Une fois sur les lieux de la cueillette, je me rends compte que la foule est bigarrée. Des vieux, des jeunes, des hipsters et des gens qui sont fraîchement arrivés au pays. Sans faire d’étude exhaustive, je me doute bien que tout ce beau monde ne vient pas chercher son panier de denrées seulement pour améliorer le sort de la planète. J’avoue que je suis gênée et un peu anxieuse. J’ai peur du regard que vont jeter les bénévoles sur moi. Je sors du gym, habillée de vêtements de sport. «Ai-je l’air assez dans le besoin?», que je me demande. Je suis accueillie par des gens aussi souriants que typiquement bénévoles. Je suis surprise d’arriver devant une telle abondance de denrées. On me tend un sac déjà préparé, auquel je peux ajouter des viennoiseries et d’autres articles. C’est carrément l’opulence. Pas surprenant quand on sait la quantité effarante de nourriture qui est jetée directement aux ordures chaque semaine. Nourriture qui est par ailleurs comestible, puisque nous, pauvres ou écolos, trouvons une façon de nous en délecter. Contrairement à ce que j’imaginais, je n’ai pas eu l’impression d’être une transfuge; seulement une personne qui, d’une part, ne gagne pas un salaire à tout casser et, d’autre part, abhorre notre industrie alimentaire gaspilleuse, bourrée de plastique et profondément inéquitable.

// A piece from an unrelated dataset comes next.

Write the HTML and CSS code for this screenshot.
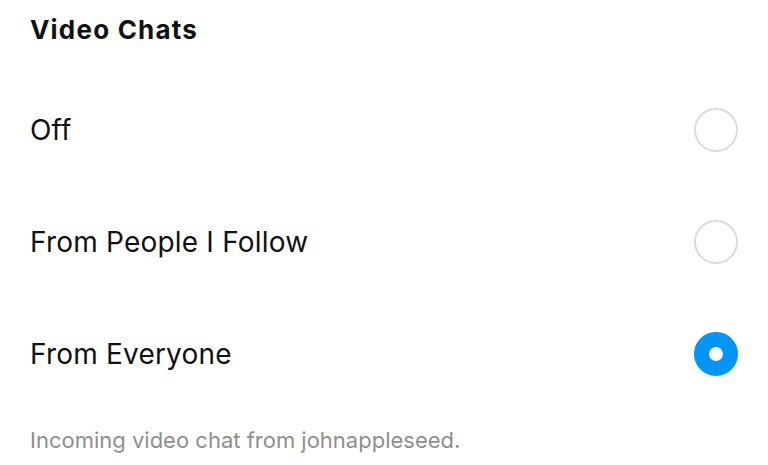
FILE: index.html
```html
<!DOCTYPE html>
<html lang="en">
<head>
  <meta charset="UTF-8" />
  <title>Video Chats</title>
  <link rel="stylesheet" href="styles.css">
</head>
<body>
  <div class="settings">
    <h2 class="section-title">Video Chats</h2>

    <div class="option">
      <span class="option-label">Off</span>
      <span class="radio"></span>
    </div>
    <div class="option">
      <span class="option-label">From People I Follow</span>
      <span class="radio"></span>
    </div>
    <div class="option">
      <span class="option-label">From Everyone</span>
      <span class="radio checked"></span>
    </div>

    <p class="hint">Incoming video chat from johnappleseed.</p>
  </div>
</body>
</html>
```

FILE: styles.css
```css
body {
  margin: 0;
  background: #fff;
  font-family: Inter, "Noto Sans", sans-serif;
  color: #111;
}
.settings {
  padding: 0 30px;
}
.section-title {
  margin: 0;
  height: 60px;
  line-height: 60px;
  font-size: 26px;
  font-weight: 700;
  letter-spacing: 1.2px;
}
.option {
  height: 112px;
  display: flex;
  align-items: center;
  justify-content: space-between;
}
.option:first-of-type {
  margin-top: 14px;
}
.option-label {
  font-size: 28px;
  letter-spacing: 0.2px;
}
.radio {
  width: 44px;
  height: 44px;
  box-sizing: border-box;
  border: 2px solid #dbdbdb;
  border-radius: 50%;
}
.radio.checked {
  border: 15px solid #0095f6;
  background: #fff;
}
.hint {
  margin: 15px 0 0;
  line-height: 30px;
  font-size: 22px;
  color: #8e8e8e;
}
```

Plusieurs croiront probablement que mon panier de denrées est composé essentiellement de conserves de viande séparée mécaniquement et de pâtes alimentaires. Mais non, c’est beaucoup plus que ça. Ceux qui ont déjà zieuté la section des fruits et légumes fatigués, vendus à 50 % de rabais à l’épicerie, comprennent que les produits frais ont une durée de vie bien plus importante que celle qu’on leur attribue. C’est ce qui me permet chaque semaine de manger des aubergines, des tomates, des agrumes, des petits fruits, des pommes (qui ont des ecchymoses), des saucisses végétariennes, du fromage cottage, des céréales et, surtout, ma tant aimée laitue. Soit dit en passant, il suffit de plonger la laitue dans l’eau froide quelques minutes et de la remettre au frigo pour que les cellules des feuilles redeviennent turgescentes.

Ce réaménagement de mes habitudes alimentaires m’a fait économiser des dizaines — voire des centaines — de dollars chaque semaine (allô, l’inflation!). En attendant que je devienne officiellement une riche infirmière soumise au temps supplémentaire obligatoire, ce modèle me convient et je tente de convaincre le plus grand nombre de personnes, tous portefeuilles confondus, de revoir leurs façons de faire. Et éventuellement, ça deviendra un peu moins dramatique d’acheter une livre de beurre à 7,99 $.